What the task requires: Set down, exactly as written, the lines from the top of the data to the line that holds "string; count: number", and omit the pictures.

***** Dataset content *****

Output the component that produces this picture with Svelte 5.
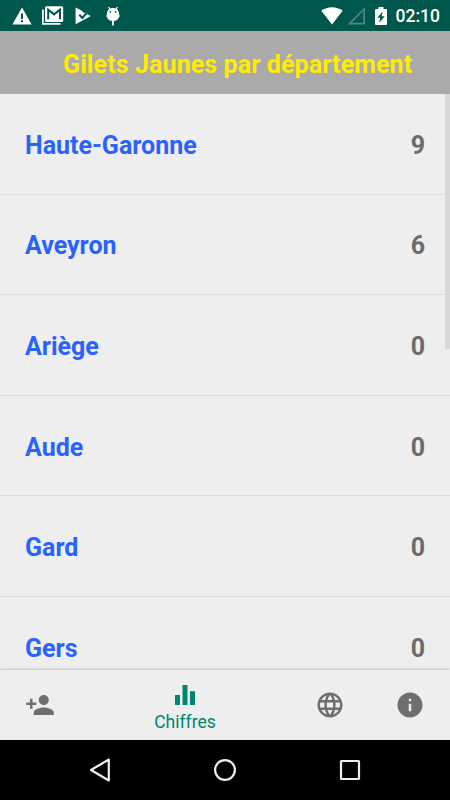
<script lang="ts">
	type Department = { name: string; count: number };

	const departments: Department[] = [
		{ name: 'Haute-Garonne', count: 9 },
		{ name: 'Aveyron', count: 6 },
		{ name: 'Ariège', count: 0 },
		{ name: 'Aude', count: 0 },
		{ name: 'Gard', count: 0 },
		{ name: 'Gers', count: 0 }
	];

	const tabs = [
		{
			id: 'join',
			label: 'Rejoindre',
			path: 'M15 12c2.21 0 4-1.79 4-4s-1.79-4-4-4-4 1.79-4 4 1.79 4 4 4zm-9-2V7H4v3H1v2h3v3h2v-3h3v-2H6zm9 4c-2.67 0-8 1.34-8 4v2h16v-2c0-2.66-5.33-4-8-4z'
		},
		{
			id: 'stats',
			label: 'Chiffres',
			path: 'M10 20h4V4h-4v16zm-6 0h4v-8H4v8zM16 9v11h4V9h-4z'
		},
		{
			id: 'web',
			label: 'Site',
			path: 'M11.99 2C6.47 2 2 6.48 2 12s4.47 10 9.99 10C17.52 22 22 17.52 22 12S17.52 2 11.99 2zm6.93 6h-2.95c-.32-1.25-.78-2.45-1.38-3.56 1.84.63 3.37 1.91 4.33 3.56zM12 4.04c.83 1.2 1.48 2.53 1.91 3.96h-3.82c.43-1.43 1.08-2.76 1.91-3.96zM4.26 14C4.1 13.36 4 12.69 4 12s.1-1.36.26-2h3.38c-.08.66-.14 1.32-.14 2 0 .68.06 1.34.14 2H4.26zm.82 2h2.95c.32 1.25.78 2.45 1.38 3.56-1.84-.63-3.37-1.9-4.33-3.56zm2.95-8H5.08c.96-1.66 2.49-2.93 4.33-3.56C8.81 5.55 8.35 6.75 8.03 8zM12 19.96c-.83-1.2-1.48-2.53-1.91-3.96h3.82c-.43 1.43-1.08 2.76-1.91 3.96zM14.34 14H9.66c-.09-.66-.16-1.32-.16-2 0-.68.07-1.35.16-2h4.68c.09.65.16 1.32.16 2 0 .68-.07 1.34-.16 2zm.25 5.56c.6-1.11 1.06-2.31 1.38-3.56h2.95c-.96 1.65-2.49 2.93-4.33 3.56zM16.36 14c.08-.66.14-1.32.14-2 0-.68-.06-1.34-.14-2h3.38c.16.64.26 1.31.26 2s-.1 1.36-.26 2h-3.38z'
		},
		{
			id: 'info',
			label: 'Infos',
			path: 'M12 2C6.48 2 2 6.48 2 12s4.48 10 10 10 10-4.48 10-10S17.52 2 12 2zm1 15h-2v-6h2v6zm0-8h-2V7h2v2z'
		}
	];

	let active = $state('stats');
</script>

<div class="screen">
	<div class="status-bar">
		<div class="notifications">
			<svg width="20" height="18" viewBox="0 0 20 18">
				<path d="M10 .5 19.6 17.5H.4z" fill="#fff" />
				<path d="M9 6.500h2V12H9zM9 13.300h2v2H9z" fill="#00574b" />
			</svg>
			<svg class="mail" width="22" height="19" viewBox="0 0 22 19">
				<path d="M.9 3.500v14.300h17.600" fill="none" stroke="#fff" stroke-width="1.700" />
				<rect x="3" y=".3" width="18.200" height="15.800" rx="1.500" fill="#fff" />
				<path d="M6.200 13.200V3.700l5.900 4.700L18 3.700v9.500" fill="none" stroke="#00574b" stroke-width="2" />
			</svg>
			<svg class="play" width="17" height="18" viewBox="0 0 17 18">
				<path d="M.6.400 6.500 3.400 9 6l4-1-.500 2.500L15.800 9 .6 17.300z" fill="#fff" />
				<path d="m4.300 7.800 3 3.200 5.400-6" fill="none" stroke="#00574b" stroke-width="2" />
			</svg>
			<svg class="droid" width="14" height="20" viewBox="0 0 14 20">
				<path d="M2.500 1 4.200 3.600M11.500 1 9.800 3.600" stroke="#fff" stroke-width="1.200" />
				<path
					d="M1 8c0-3.700 2.500-6 6-6s6 2.300 6 6l.5 1v2H13c-.5 2.500-3 4-6 4s-5.500-1.500-6-4H.5V9z"
					fill="#fff"
				/>
				<path d="M6.100 14.500h1.800v5H6.100z" fill="#fff" />
				<circle cx="4.400" cy="5.800" r=".9" fill="#00574b" />
				<circle cx="9.600" cy="5.800" r=".9" fill="#00574b" />
			</svg>
		</div>
		<div class="system">
			<svg width="22" height="18" viewBox="0 0 22 18">
				<path d="M.4 3.700C3.300 1.400 6.900.2 11 .2s7.700 1.200 10.600 3.500L11 17.500z" fill="#fff" />
			</svg>
			<svg class="signal" width="18" height="18" viewBox="0 0 18 18">
				<path d="M1.500 16.600h14.700V2z" fill="none" stroke="#4d8980" stroke-width="1.700" />
			</svg>
			<svg class="battery" width="12" height="18" viewBox="0 0 12 18">
				<path
					d="M3.500 0h5v2H11a1 1 0 0 1 1 1v14a1 1 0 0 1-1 1H1a1 1 0 0 1-1-1V3a1 1 0 0 1 1-1h2.500z"
					fill="#fff"
				/>
				<path d="M7.800 4.500 2.300 10.800h3l-1.200 5 5.700-6.500H6.700z" fill="#00574b" />
			</svg>
			<span class="clock">02:10</span>
		</div>
	</div>

	<header class="title-bar">
		<h1>Gilets Jaunes par département</h1>
	</header>

	<main class="list-area">
		<ul class="list">
			{#each departments as department (department.name)}
				<li class="row">
					<span class="name">{department.name}</span>
					<span class="count">{department.count}</span>
				</li>
			{/each}
		</ul>
		<div class="scrollbar"></div>
	</main>

	<nav class="tabs">
		{#each tabs as tab (tab.id)}
			<button
				class="tab"
				class:active={active === tab.id}
				type="button"
				aria-label={tab.label}
				onclick={() => (active = tab.id)}
			>
				<svg width="30" height="30" viewBox="0 0 24 24"><path d={tab.path} /></svg>
				{#if active === tab.id}
					<span class="tab-label">{tab.label}</span>
				{/if}
			</button>
		{/each}
	</nav>

	<div class="nav-bar">
		<svg width="24" height="24" viewBox="0 0 24 24">
			<path d="M20.800 1.500v21L3 12z" />
		</svg>
		<svg width="24" height="24" viewBox="0 0 24 24">
			<circle cx="12" cy="12" r="9.900" />
		</svg>
		<svg width="24" height="24" viewBox="0 0 24 24">
			<rect x="3" y="3" width="18" height="18" rx=".5" />
		</svg>
	</div>
</div>

<style>
	:global(body) {
		margin: 0;
		background: #000;
	}

	.screen {
		display: flex;
		flex-direction: column;
		height: 800px;
		overflow: hidden;
		background: #eee;
		font-family: Roboto, sans-serif;
	}

	.status-bar {
		display: flex;
		justify-content: space-between;
		flex: none;
		height: 31px;
		box-sizing: border-box;
		padding: 0 10px 0 12px;
		background: #00574b;
		color: #fff;
	}

	.notifications,
	.system {
		display: flex;
		align-items: center;
	}

	.mail {
		margin-left: 10px;
	}

	.play {
		margin-left: 11px;
	}

	.droid {
		margin-left: 14px;
	}

	.signal {
		margin-left: 5px;
	}

	.battery {
		margin-left: 9px;
	}

	.clock {
		margin-left: 9px;
		font-size: 17.5px;
		font-weight: 500;
		line-height: 20px;
	}

	.title-bar {
		display: flex;
		align-items: center;
		flex: none;
		height: 63px;
		box-sizing: border-box;
		padding: 4px 0 0 63px;
		background: #aaa;
	}

	.title-bar h1 {
		margin: 0;
		color: #ffeb00;
		font-size: 25px;
		font-weight: 700;
		letter-spacing: 0.1px;
		line-height: 30px;
		white-space: nowrap;
	}

	.list-area {
		position: relative;
		flex: none;
		height: 576px;
		overflow: hidden;
	}

	.list {
		margin: 0;
		padding: 0;
		list-style: none;
	}

	.row {
		display: flex;
		align-items: center;
		justify-content: space-between;
		height: 100.6px;
		box-sizing: border-box;
		padding: 4px 25px 0;
		border-bottom: 1px solid #dcdcdc;
		font-size: 25px;
		font-weight: 700;
		line-height: 30px;
	}

	.name {
		color: #2962ff;
	}

	.count {
		color: #6b6b6b;
	}

	.scrollbar {
		position: absolute;
		top: 0;
		right: 0;
		width: 5px;
		height: 255px;
		background: #d8d8d8;
	}

	.tabs {
		position: relative;
		display: flex;
		flex: none;
		height: 70px;
		background: #eee;
		box-shadow: 0 -1px 2px rgba(0, 0, 0, 0.16);
	}

	.tab {
		display: flex;
		flex-direction: column;
		align-items: center;
		width: 80px;
		padding: 20px 0 0;
		border: none;
		background: none;
		color: #6e6e6e;
		font-family: inherit;
		cursor: pointer;
	}

	.tab.active {
		width: 210px;
		padding-top: 10px;
		color: #008573;
	}

	.tab svg {
		fill: currentColor;
	}

	.tab-label {
		margin-top: 2px;
		font-size: 17.5px;
		line-height: 21px;
	}

	.nav-bar {
		display: flex;
		align-items: center;
		justify-content: space-between;
		flex: none;
		height: 60px;
		box-sizing: border-box;
		padding: 0 88px;
		background: #000;
	}

	.nav-bar svg {
		fill: none;
		stroke: #eee;
		stroke-width: 2.2;
		stroke-linejoin: round;
	}
</style>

*****

Solution:
Output the component that produces this picture with Svelte 5.
<script lang="ts">
	type Department = { name: string; count: number };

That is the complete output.